Lithium-ion batteries aren’t the only automotive cleantech that appears to be getting cheaper. Toyota’s head of advanced autos, Yoshihiko Masuda, tells Bloomberg that the Japanese automaker has cut the cost of hydrogen fuel cell vehicles (FCVs) by 90 percent in the last five years or so. Mid-decade, Toyota’s per-car estimates for FCVs ran near a million dollars per car. With costs now closer to the $100k mark, Toyota says it plans to cut that number in half by 2015. If they can make that happen, Masuda says, a $50k hydrogen FCV will be on like Donkey Kong.
Of course, there’s a tiny question left unanswered even by Toyota’s impressive cost-cutting: will people actually spend $50k on what will likely be a relatively compact green halo vehicle (albeit one with an ICE-equivalent range)? Of course, by 2015, the Volt will have helped answer that question, but it will also be providing competition. And even Masuda doesn’t seem to think that a $50k FCV will exactly set the world on fire. He describes the potential market for such a vehicle as
small, but with some support
And before we scoff too hard at this damning with faint praise, let’s consider that the same could probably have been said of Toyota’s Mk.1 Prius prior to launch… and look how that turned out. Other signs that Toyota is trying to pull off another iteration of the Prius phenomenon lies in the fact that, like the Prius, Toyota doesn’t expect to make any money on the vehicle initially. According to Masuda,
Our target is, we don’t lose money with introduction of the vehicle. Production cost should be covered within the price of the vehicle.
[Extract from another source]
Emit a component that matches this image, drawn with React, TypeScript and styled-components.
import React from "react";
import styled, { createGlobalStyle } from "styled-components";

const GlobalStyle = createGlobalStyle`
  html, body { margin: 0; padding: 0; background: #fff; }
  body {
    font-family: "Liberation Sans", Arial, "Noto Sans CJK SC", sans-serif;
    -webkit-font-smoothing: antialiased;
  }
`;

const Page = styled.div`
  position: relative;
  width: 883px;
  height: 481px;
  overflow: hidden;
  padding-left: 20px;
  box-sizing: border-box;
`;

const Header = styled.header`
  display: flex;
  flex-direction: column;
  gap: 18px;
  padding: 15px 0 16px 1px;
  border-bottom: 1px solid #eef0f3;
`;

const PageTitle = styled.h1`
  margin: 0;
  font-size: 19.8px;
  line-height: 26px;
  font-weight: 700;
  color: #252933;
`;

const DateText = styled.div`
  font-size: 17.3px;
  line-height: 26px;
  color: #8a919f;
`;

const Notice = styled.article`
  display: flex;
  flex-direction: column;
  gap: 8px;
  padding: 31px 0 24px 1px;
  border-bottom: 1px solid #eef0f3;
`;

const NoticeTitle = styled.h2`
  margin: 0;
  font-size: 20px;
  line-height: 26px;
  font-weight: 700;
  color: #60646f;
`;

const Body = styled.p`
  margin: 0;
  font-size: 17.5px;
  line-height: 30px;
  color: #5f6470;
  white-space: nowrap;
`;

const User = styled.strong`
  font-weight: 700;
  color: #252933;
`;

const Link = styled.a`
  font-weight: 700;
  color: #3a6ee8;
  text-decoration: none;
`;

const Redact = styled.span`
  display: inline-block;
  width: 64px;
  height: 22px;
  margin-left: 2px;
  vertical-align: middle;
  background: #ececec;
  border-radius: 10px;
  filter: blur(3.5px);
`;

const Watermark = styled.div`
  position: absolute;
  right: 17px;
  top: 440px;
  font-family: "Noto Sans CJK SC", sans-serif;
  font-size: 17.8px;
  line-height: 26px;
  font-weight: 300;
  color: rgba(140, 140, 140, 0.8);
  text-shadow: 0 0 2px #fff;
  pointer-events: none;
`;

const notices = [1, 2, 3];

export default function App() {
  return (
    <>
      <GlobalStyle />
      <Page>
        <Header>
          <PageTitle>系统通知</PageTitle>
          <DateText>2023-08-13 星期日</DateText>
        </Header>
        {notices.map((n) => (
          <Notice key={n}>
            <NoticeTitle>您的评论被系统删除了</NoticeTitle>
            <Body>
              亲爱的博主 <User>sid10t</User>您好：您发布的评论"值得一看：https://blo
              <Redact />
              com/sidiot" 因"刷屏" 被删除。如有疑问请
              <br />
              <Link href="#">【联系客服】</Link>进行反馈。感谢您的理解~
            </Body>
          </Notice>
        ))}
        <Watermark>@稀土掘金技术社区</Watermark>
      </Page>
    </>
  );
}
So, no profit, but no big subsidies either… too bad Toyota won’t talk volume targets. And though range will be equivalent to a gas-powered car, the lack of hydrogen refueling stations isn’t promising. On the other hand, a retail-available FCV might be a good step towards improving demand for hydrogen fueling infrastructure. Still, GM has said that it wouldn’t consider marketing a retail FCV until there are at least 40 fueling stations in Southern California, or about four times the current number.
And there’s another problem. Though Toyota has brought down costs thanks to reduced platinum content and cheaper production of fuel cell films, there’s still a real question of what you can expect for your $50k. As in, how long can you expect your $50k FCV to last? According to Masuda:
Our target is at least 100,000 miles, 10 years
That’s not a lot of driving for 50 large. And without proven sources of low-carbon hydrogen in many markets, the environmental benefits aren’t likely to be much of an improvement over, say, the Prius. On the other hand, without gambles like these, we wouldn’t have a Prius for comparison. So is Toyota ahead of the curve the way it was with the Prius, or is the hybrid leader losing the plot? As a longtime EV skeptic, Toyota probably likes its chances… but it probably knows this won’t be easy either.